Aaron Perez, 11, is recovering at Memorial Hermann Children's Hospital in Houston from a vicious shark attack that occurred Sunday evening on a beach on the Gulf of Mexico.

Perez was fishing in the surf when the shark surprised him, biting him once on his right arm and twice on the right leg.

He is in fair condition at the hospital, where he was airlifted after being wounded.

"He is doing very well," says microsurgeon Dr. Emmanuel Melissinos. "He has good circulation to his hand. He is in stable condition. We'll try to get him out of the ICU today and get him to a regular room."

The attack happened while the boy, his father, Blas Perez, and Don Townes of Lake Jackson were fishing for trout at Bryan Beach, near Freeport.

There was a group of trout and dolphins all around them and they were just catching the trout with artificial bait, Townes tells The Early Show co-anchor Rene Syler.

But the innocent evening of fishing turned into a terrifying nightmare.
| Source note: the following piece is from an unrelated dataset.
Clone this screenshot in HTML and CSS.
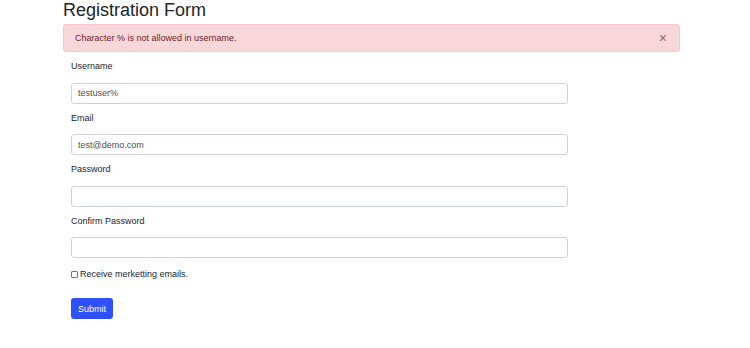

Townes recalls, "We were only about 50 yards from the beach and the water was only a little over my knees and it was up to Aaron's waist and the fish went down and I hollered at Aaron, who was about 20 yards from me and his dad was 20 yards on the other side of Aaron. And I said, 'Where did the fish go?' He said, 'They're all around me.' About that time, the shark hit him," Townes explains.

Dr. Melissinos says, "Apparently, the shark caught the entire hand and wrist." The forearm was locked in the shark's jaws.

Townes and the boy's father reached the boy and scared away the shark.

Townes recalls, "His dad started screaming, running at him, and I run from the other direction. And the screams sounded pretty good so I started emulating it and we run to it and started beating on the shark with the rods because it had Aaron by the arm at that time, and when he turned loose, his dad was beating on it on his side because he was on the shark's side. I grabbed the boy and saw the injury and clamped off his arm above his elbow with my hand and held it and took him to the beach."

The boy was taken to the Freeport fire station, which is about an hour and a half drive from Houston. Emergency officials arranged for him to be flown by helicopter to Memorial Hermann Children's Hospital.

When Dr. Melissinos first saw Aaron, he says, the damage was pretty extensive. He says, "When his dad, Don and the boy hit it quite hard, it let go, but it produced some more damage to the hand, but fortunately let him go. But it just created a lot of injury to the forearm. The hand was just holding by the crushed bones."

Freeport Fire Chief John Stanford described the shark as a bull shark, which is aggressive and swims in shallow water.